Book Review: It Feels So Good When I Stop

God, I have been a bad blogger lately. No reason – just lazy and procrastinatey. Anyways, let’s get back into the swing of things (hopefully) with a look at a book I read at least a month ago.

I had never heard of Joe Pernice before I picked up this book. Since he has a successful music career, I figured I would enjoy his work. The intersection of music and fiction fascinates me. Boy, was I wrong.

The title of the book best describes how I felt when I finished. The entire text could be described as lumbering. I never felt that any sense of structure or cohesive narrative ever emerged. If it had been a longer book, I would have considered bailing out midway through.

First of all, the jacket copy says the narrator’s life changes when he meets Marie, an eccentric neighbor. She enters the story briefly in the early pages, but doesn’t appear again until halfway through. If she has such an impact, she can’t be invisible for half the pages.

That’s because of my second problem – nothing really happens. He laments his failed marriage, which he walked out on during the honeymoon and recounts how he met and courted his wife. Besides that, he secretly takes care of his nephew for his estranged brother-in-law so his sister doesn’t get mad. Wafer-thin plt development.

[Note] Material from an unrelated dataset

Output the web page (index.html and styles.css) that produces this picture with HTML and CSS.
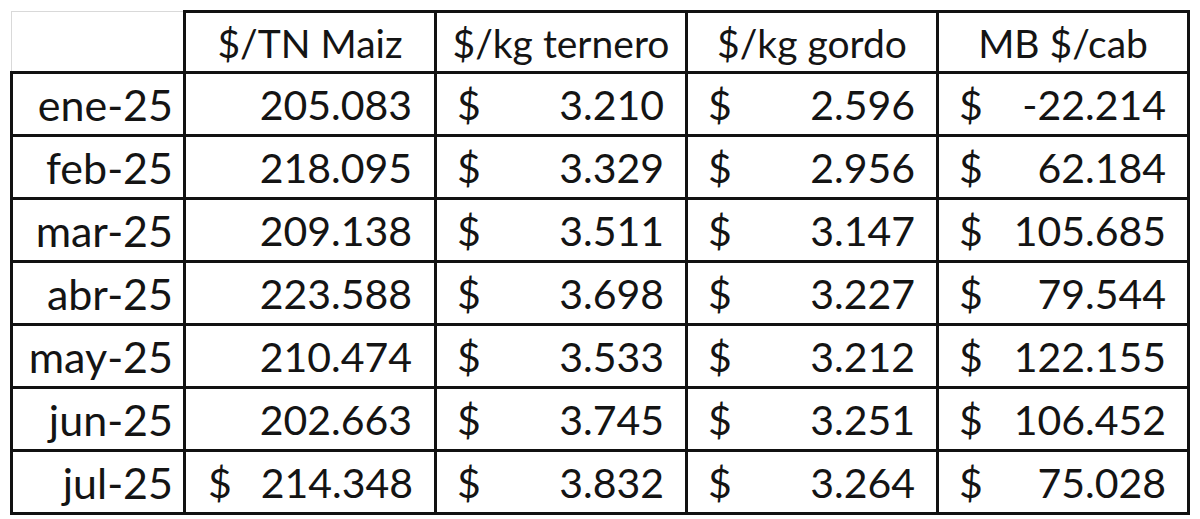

And that leads to the third problem – which story am I reading? Pernice jumps back and forth to pre-marriage, courtship and current time with no way of alerting the reader. No chapter breaks, no graphic element, nothing. Just a new section with you realizing a paragraph in that he’s jumped back in time.

Add in the fact that the characters are loathsome, something I can overcome if the writing is good, and this was an utter dud. I have since heard Pernice’s music and happy to report that he does excel in that artistic endeavor so I hope he focuses on the tunes in the time ahead.